How can the Universe Expand Faster than Light?

According to the Special Theory of Relativity, we know for a fact that nothing can move faster than the light. So, if two objects are present at the same time in the same place like in this case , the light is traveling through the universe but if we consider it relative to one another then nothing is faster than the light. So, the question itself is extremely confusing.

The universe is precisely 13.8 billion years old. The most distant galaxy we have seen so far is presently 32 billion light-years away; the most distant light we see corresponds to a point of 46.1 billion light-years away, and galaxies about 18 billion light-years away can never be reached by us.

Read: What will happen when the Milky Way and Andromeda galaxy collide?

We live in an ever-expanding universe that is getting bigger as each day goes by. Every day the galaxies are getting farther apart from each other on an average, leading to instances such as Andromeda Galaxy heading on a collision course for the Milky Way.

A key feature of this expansion is how consistent it is throughout. Imagine a bunch of folks standing around the edges of a stretchy piece of fabric and tugging at it. Let us assume they can freely walk backward and pull at the same rate. Imagine yourself standing in the middle you can observe that your “universe” is expanding, any objects placed on that fabric would be moving away from you.

The objects on the fabric close to you would appear to move away from you at the same speed, but the farther objects would appear to move faster than the others. The apparent stretch changes with distance, although the folks doing the pulling are moving at a constant speed. If you do not believe this is true, you can try it for yourself at home!

Now let us apply this example to the universe. Imagine again a bunch of folks standing at the edge of the cosmos, gently tugging the fabric of space-time, stretching it. Edwin Hubble was the first one to measure the expansion rate. Unfortunately, the number he got was way wrong. The modern value is 68 kilometers per second per megaparsec, approximately. Megaparsec means distance: One megaparsec is 1 million parsecs, which means 3.26 million light-years.

It means if you look at a galaxy 1 megaparsec away, it will appear to be receding at 68km/s away from us. If something is 30 megaparsecs away from us, we would expect to see it moving away at 2,040 km/s from us; if it’s 5000 megaparsecs away, we would expect it to move away at approx. 340,000 km/s from us.

But this is confusing for two reasons. One, it’s not moving at that speed through space, but rather this is the effect of the space between objects expanding. Two, the speed of light is 299,792 km/s, so isn’t that hypothetical object we assumed 5000 megaparsecs away actually moving from us at speeds exceeding the speed of light?

Let us then take the example of the “Raisin bread” model of the expanding universe. Imagine you have a ball of dough with raisins all over it. Now assume that the dough leavens, and expands in all directions. After that, if you put your finger down on one raisin, what do you see the other raisins doing in the meantime?

The closest raisins to you will appear to move away from you, as the dough expands. Raisins that are farther away will appear to move away way quickly, as there is more dough between them and you than the closer raisins. Raisins that are even farther away will appear to be moving away even more quickly.

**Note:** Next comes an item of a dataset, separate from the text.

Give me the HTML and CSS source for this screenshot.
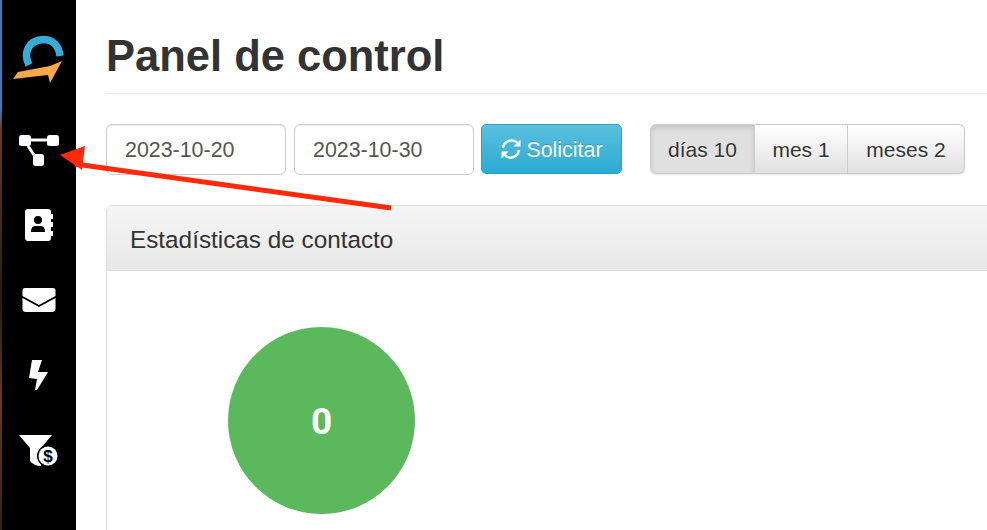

Now imagine the raisins are like galaxies or clusters of galaxies, and the dough is like the expanding universe. But in this case, the dough here represents the fabric of space that cannot be seen or be detected and doesn’t get less dense as the universe expands and simply provides a platform for the raisins or galaxies to inhabit.

The rate of expansion is dependent on the total amount of material in a given volume of space, so as the universe expands the material dilutes and the expansion rate drops with it.

Because matter and radiation are made up of a fixed number of particles, as the universe expands and the volume increases, the density, and radiation both drop as the density of radiation drops a little faster than the density of matter the wavelength of its stretches, causing it to lose energy. As the universe expands, the energy density remains constant.

The effect of cosmic expansion, at distances of more than 100 megaparsecs is always the dominant effect. On the largest cosmic scales, the expansion of the universe is all that matters. What is important is to recognize that expansion doesn’t have an intrinsic speed to it at all, space expands at a frequency; a speed-per-unit distance.

Whatever the expansion rate is today, combined with whatever forms of matter and energy exist within your universe, will determine how redshift and distance are related to extragalactic objects in our universe. The size of our visible universe, along with the amount we can reach.

The limit of the visible universe is 46.5 billion light-years, as that’s the limit of how far away an object that emitted light would just be reaching us today after expanding 13.8 billion years away from us. However, beyond 18 billion light-years, we can never access a galaxy even if we travel towards it at the speed of light.

The farthest observed galaxy GN-z11 emitted it’s now- arriving light 13.4 billion years ago and is located some 32 billion light-years away.

From all these explanations and hypothetical theories, we come to a point that with each moment that passes, every unbound object moves farther away from us and previously reachable objects become forever unreachable. So, nothing moves faster than light in an ever-expanding universe.